From the Journals

Model validates use of HCV+ livers for transplant

 

Key clinical point: Making hepatitis C virus–positive livers available to HCV-negative patients awaiting liver transplant could improve survival of patients on the liver transplant waiting list.

Major finding: Patients with a Model for End-Stage Liver Disease score of 28 willing to receive any liver gained 0.172 life-years.

Data source: Simulated trial using Markov-based mathematical model and data from published studies and the United Network for Organ Sharing.

Disclosures: Dr. Chhatwal and coauthors reported having no financial disclosures. The study was supported by grants from the American Cancer Society, Health Resources and Services Administration, National Institutes of Health, National Science Foundation, and Massachusetts General Hospital Research Scholars Program. Coauthor Fasiha Kanwal, MD, received support from the Veterans Administration Health Services, Research & Development Center for Innovations in Quality, Effectiveness and Safety and Public Health Service.

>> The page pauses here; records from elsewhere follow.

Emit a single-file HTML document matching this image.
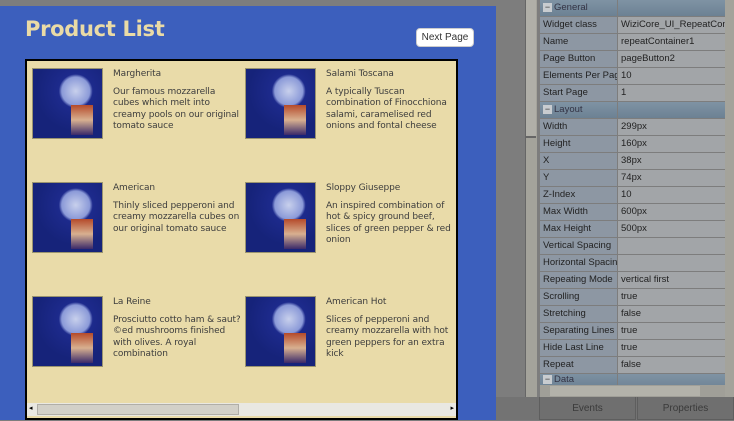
<!DOCTYPE html>
<html><head><style>
*{margin:0;padding:0;box-sizing:border-box}
body{width:734px;height:420px;overflow:hidden;background:#7d7d7d;font-family:"DejaVu Sans","Liberation Sans",sans-serif;position:relative}
.a{position:absolute}
#blue{left:0;top:6px;width:496px;height:414px;background:#3c5fbd}
h1{position:absolute;left:25px;top:17px;font-size:21px;font-weight:bold;color:#eadba6;font-family:"DejaVu Sans",sans-serif;letter-spacing:-0.3px}
#btn{left:416px;top:28px;width:58px;height:19px;background:#fff;border:1px solid #ccc;border-radius:4px;font-size:10px;color:#333;text-align:center;line-height:17px;font-family:"Liberation Sans",sans-serif}
#box{left:25px;top:59px;width:433px;height:361px;background:#e9dba9;border:2px solid #000}
.img{position:absolute;width:71px;height:71px;background:radial-gradient(circle at 62% 32%,#c8d0ec 0,#8b9ad8 14px,#1d2a8c 17px,#16237a 40px);border:1px solid #9a9470}
.img::after{content:"";position:absolute;left:38px;top:36px;width:22px;height:30px;background:linear-gradient(#b54a2a,#d8b090 50%,#3a2a6a)}
.t{position:absolute;font-size:9px;color:#3d3d3d;line-height:11.5px;white-space:nowrap;letter-spacing:-0.1px}
.t b{font-weight:normal;display:block;margin-bottom:6px}
#hs{left:27px;top:403px;width:429px;height:13px;background:#e9e8e2}
#hs .th{position:absolute;left:10px;top:1px;width:202px;height:11px;background:#d2d0c8;border:1px solid #b0aea8}
.pg{left:540px;width:185px;height:17px;font-family:"Liberation Sans",sans-serif;font-size:9.5px;color:#222;line-height:16px}
.pg .l{position:absolute;left:0;width:77px;height:16px;background:#8d97a3;padding-left:3px;white-space:nowrap;overflow:hidden}
.pg .v{position:absolute;left:78px;width:107px;height:16px;background:#a2a5a8;padding-left:3px;white-space:nowrap;overflow:hidden}
.pg.h .l,.pg.h .v{background:linear-gradient(#7f93a4,#6c8193)}
.pg.h .l{padding-left:14px;color:#334}
.pg.h .l::before{content:"−";position:absolute;left:3px;top:3px;width:9px;height:9px;background:#c8ccd0;font-size:9px;line-height:9px;text-align:center;color:#333}
</style></head><body>
<div id="blue" class="a"></div>
<h1>Product List</h1>
<div id="btn" class="a">Next Page</div>
<div id="box" class="a">
<div class="img" style="left:5px;top:7px"></div>
<div class="t" style="left:86px;top:8px"><b>Margherita</b>Our famous mozzarella<br>cubes which melt into<br>creamy pools on our original<br>tomato sauce</div>
<div class="img" style="left:218px;top:7px"></div>
<div class="t" style="left:299px;top:8px"><b>Salami Toscana</b>A typically Tuscan<br>combination of Finocchiona<br>salami, caramelised red<br>onions and fontal cheese</div>
<div class="img" style="left:5px;top:121px"></div>
<div class="t" style="left:86px;top:122px"><b>American</b>Thinly sliced pepperoni and<br>creamy mozzarella cubes on<br>our original tomato sauce</div>
<div class="img" style="left:218px;top:121px"></div>
<div class="t" style="left:299px;top:122px"><b>Sloppy Giuseppe</b>An inspired combination of<br>hot &amp; spicy ground beef,<br>slices of green pepper &amp; red<br>onion</div>
<div class="img" style="left:5px;top:235px"></div>
<div class="t" style="left:86px;top:236px"><b>La Reine</b>Prosciutto cotto ham &amp; saut?<br>©ed mushrooms finished<br>with olives. A royal<br>combination</div>
<div class="img" style="left:218px;top:235px"></div>
<div class="t" style="left:299px;top:236px"><b>American Hot</b>Slices of pepperoni and<br>creamy mozzarella with hot<br>green peppers for an extra<br>kick</div>
</div>
<div id="hs" class="a"><div class="th"></div><span style="position:absolute;left:2px;top:1px;font-size:7px">◂</span><span style="position:absolute;right:2px;top:1px;font-size:7px">▸</span></div>
<div class="a" style="left:525px;top:0;width:12px;height:397px;background:#a4a39b;border-left:1px solid #666"></div>
<div class="a" style="left:526px;top:0;width:10px;height:138px;background:#b0afa8;border-bottom:2px solid #666"></div>
<div class="a" style="left:725px;top:0;width:9px;height:397px;background:#a4a39b"></div>
<div class="a" style="left:540px;top:385px;width:185px;height:12px;background:#a09f98"><div style="position:absolute;left:10px;top:1px;width:150px;height:10px;background:#b3b2aa"></div></div>
<div class="pg a h" style="top:0"><div class="l">General</div><div class="v"></div></div>
<div class="pg a" style="top:17px"><div class="l">Widget class</div><div class="v">WiziCore_UI_RepeatConta</div></div>
<div class="pg a" style="top:34px"><div class="l">Name</div><div class="v">repeatContainer1</div></div>
<div class="pg a" style="top:51px"><div class="l">Page Button</div><div class="v">pageButton2</div></div>
<div class="pg a" style="top:68px"><div class="l">Elements Per Page</div><div class="v">10</div></div>
<div class="pg a" style="top:85px"><div class="l">Start Page</div><div class="v">1</div></div>
<div class="pg a h" style="top:102px"><div class="l">Layout</div><div class="v"></div></div>
<div class="pg a" style="top:119px"><div class="l">Width</div><div class="v">299px</div></div>
<div class="pg a" style="top:136px"><div class="l">Height</div><div class="v">160px</div></div>
<div class="pg a" style="top:153px"><div class="l">X</div><div class="v">38px</div></div>
<div class="pg a" style="top:170px"><div class="l">Y</div><div class="v">74px</div></div>
<div class="pg a" style="top:187px"><div class="l">Z-Index</div><div class="v">10</div></div>
<div class="pg a" style="top:204px"><div class="l">Max Width</div><div class="v">600px</div></div>
<div class="pg a" style="top:221px"><div class="l">Max Height</div><div class="v">500px</div></div>
<div class="pg a" style="top:238px"><div class="l">Vertical Spacing</div><div class="v"></div></div>
<div class="pg a" style="top:255px"><div class="l">Horizontal Spacing</div><div class="v"></div></div>
<div class="pg a" style="top:272px"><div class="l">Repeating Mode</div><div class="v">vertical first</div></div>
<div class="pg a" style="top:289px"><div class="l">Scrolling</div><div class="v">true</div></div>
<div class="pg a" style="top:306px"><div class="l">Stretching</div><div class="v">false</div></div>
<div class="pg a" style="top:323px"><div class="l">Separating Lines</div><div class="v">true</div></div>
<div class="pg a" style="top:340px"><div class="l">Hide Last Line</div><div class="v">true</div></div>
<div class="pg a" style="top:357px"><div class="l">Repeat</div><div class="v">false</div></div>
<div class="pg a h" style="top:374px;height:11px;overflow:hidden"><div class="l" style="top:-2px">Data</div><div class="v"></div></div>
<div class="a" style="left:496px;top:397px;width:238px;height:23px;background:#737373"></div>
<div class="a" style="left:539px;top:397px;width:97px;height:23px;background:#6f6f6f;border:1px solid #5e5e5e;border-top:none;font:10px 'Liberation Sans',sans-serif;color:#3a3a3a;text-align:center;line-height:24px">Events</div>
<div class="a" style="left:637px;top:397px;width:97px;height:23px;background:#6f6f6f;border:1px solid #5e5e5e;border-top:none;font:10px 'Liberation Sans',sans-serif;color:#3a3a3a;text-align:center;line-height:24px">Properties</div>
</body></html>
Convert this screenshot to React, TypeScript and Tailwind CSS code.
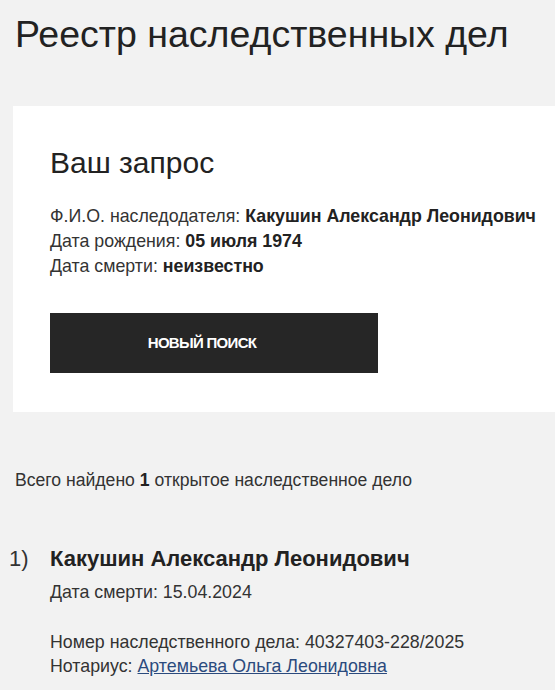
export default function App() {
  return (
    <div className="min-h-[690px] w-[555px] overflow-hidden bg-[#f2f2f2] font-[Liberation_Sans] text-[#222]">
      <h1 className="pl-[15px] pt-[14px] text-[37.5px] leading-[40px] text-[#222]">
        Реестр наследственных дел
      </h1>

      {/* REQUEST CARD */}
      <div className="mt-[52px] ml-[13px] bg-white pl-[37px] pt-[42px] pb-[39px]">
        <h2 className="text-[30px] leading-[30px]">Ваш запрос</h2>
        <div className="mt-[26px] text-[17.8px] leading-[25px] text-[#333]">
          <p className="whitespace-nowrap">
            Ф.И.О. наследодателя: <b className="text-[#222]">Какушин Александр Леонидович</b>
          </p>
          <p>
            Дата рождения: <b className="text-[#222]">05 июля 1974</b>
          </p>
          <p>
            Дата смерти: <b className="text-[#222]">неизвестно</b>
          </p>
        </div>
        <button className="mt-[34px] flex h-[60px] w-[328px] items-center justify-center bg-[#262626] pr-[24px] text-[15px] font-bold tracking-[-0.7px] text-white">
          НОВЫЙ ПОИСК
        </button>
      </div>

      {/* RESULTS */}
      <p className="mt-[58px] pl-[15px] text-[17.6px] leading-[20px] text-[#333]">
        Всего найдено <b className="text-[#222]">1</b> открытое наследственное дело
      </p>

      <div className="mt-[56px] flex">
        <div className="w-[50px] shrink-0 pl-[9px] text-[22px] leading-[26px] text-[#333]">1)</div>
        <div>
          <div className="text-[22px] font-bold leading-[26px]">Какушин Александр Леонидович</div>
          <p className="mt-[8px] text-[17.8px] leading-[24px] text-[#333]">Дата смерти: 15.04.2024</p>
          <p className="mt-[26px] text-[17.8px] leading-[24px] text-[#333]">
            Номер наследственного дела: 40327403-228/2025
          </p>
          <p className="text-[17.8px] leading-[24px] text-[#333]">
            Нотариус:{" "}
            <a href="#" className="text-[#2b4a7d] underline">
              Артемьева Ольга Леонидовна
            </a>
          </p>
        </div>
      </div>
    </div>
  );
}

Source: Chhatwal J et al. Hepatology. doi:10.1002/hep.29723.


 

FROM HEPATOLOGY

As the evidence supporting the idea of transplanting livers infected with hepatitis C into patients who do not have the disease continues to mount, a multi-institutional team of researchers has developed a mathematical model that shows when hepatitis C–positive-to-negative transplant may improve survival for patients who might otherwise die awaiting a disease-free liver.

In a report published in the journal Hepatology (doi: 10.1002/hep.29723), the researchers noted how direct-acting antivirals (DAAs) have changed the calculus of hepatitis C (HCV) status in liver transplant by reducing the number of HCV-positive patients on the wait list and providing treatment for HCV-negative patients who receive HCV-positive livers. “It is important that further research in this area continues, as we expect that the supply of HCV-positive organs may continue to increase in light of the growing opioid epidemic,” said lead author Jagpreet Chhatwal, PhD, of Massachusetts General Hospital Institute for Technology Assessment in Boston.

Dr. Chhatwal and coauthors claimed their study provides some of the first empirical data for transplanting livers from patients with HCV into patients who do not have the disease.

The researchers performed their analysis using a Markov-based mathematical model known as Simulation of Liver Transplant Candidates (SIM-LT). The model had been validated in previous studies that Dr. Chhatwal and some coauthors had published (Hepatology. 2017;65:777-88; Clin Gastroenterol Hepatol 2018;16:115-22). Dr. Chhatwal and coauthors revised the SIM-LT model to simulate a virtual trial of HCV-negative patients on the liver transplant waiting list to compare outcomes in patients willing to accept any liver to those willing to accept only HCV-negative livers.

The patients willing to receive HCV-positive livers were given 12 weeks of DAA therapy preemptively and had a higher risk of graft failure. The model incorporated data from published studies using the United Network for Organ Sharing (UNOS) and used reported outcomes of the Organ Procurement and Transplantation Network to validate the findings.

The study showed that the clinical benefits of an HCV-negative patient receiving an HCV-positive liver depend on the patient’s Model for End-Stage Liver Disease (MELD) score. Using the measured change in life-years, the researchers found that patients with a MELD score below 20 actually witnessed reduction in life-years when accepting any liver, but that the benefits of accepting any liver started to accrue at MELD score 20. The benefit topped out at MELD 28, with 0.172 life years gained, but even sustained at 0.06 life years gained at MELD 40.

The effectiveness of using HCV-positive livers may also depend on region. UNOS Region 1 – essentially New England minus western Vermont – has the highest rate of HCV-positive organs, and a patient there with MELD 28 would gain 0.36 life-years by accepting any liver regardless of HCV status. However, Region 7 – the Dakotas and upper Midwest plus Illinois – has the lowest HCV-positive organ rate, and a MELD 28 patient there would gain only 0.1 life-year accepting any liver.

“Transplanting HCV-positive livers into HCV-negative patients receiving preemptive DAA therapy could be a viable option for improving patient survival on the LT waiting list, especially in UNOS regions with high HCV-positive donor organ rates,” said Dr. Chhatwal and coauthors. They concluded that their analysis could help direct future clinical trials evaluating the effectiveness of DAA therapy in liver transplant by recognizing patients who could benefit most from accepting HCV-positive donor organs.

The study authors reported having no financial disclosures. The study was supported by grants from the American Cancer Society, Health Resources and Services Administration, National Institutes of Health, National Science Foundation, and Massachusetts General Hospital Research Scholars Program. Coauthor Fasiha Kanwal, MD, received support from the Veterans Administration Health Services, Research & Development Center for Innovations in Quality, Effectiveness and Safety and Public Health Service.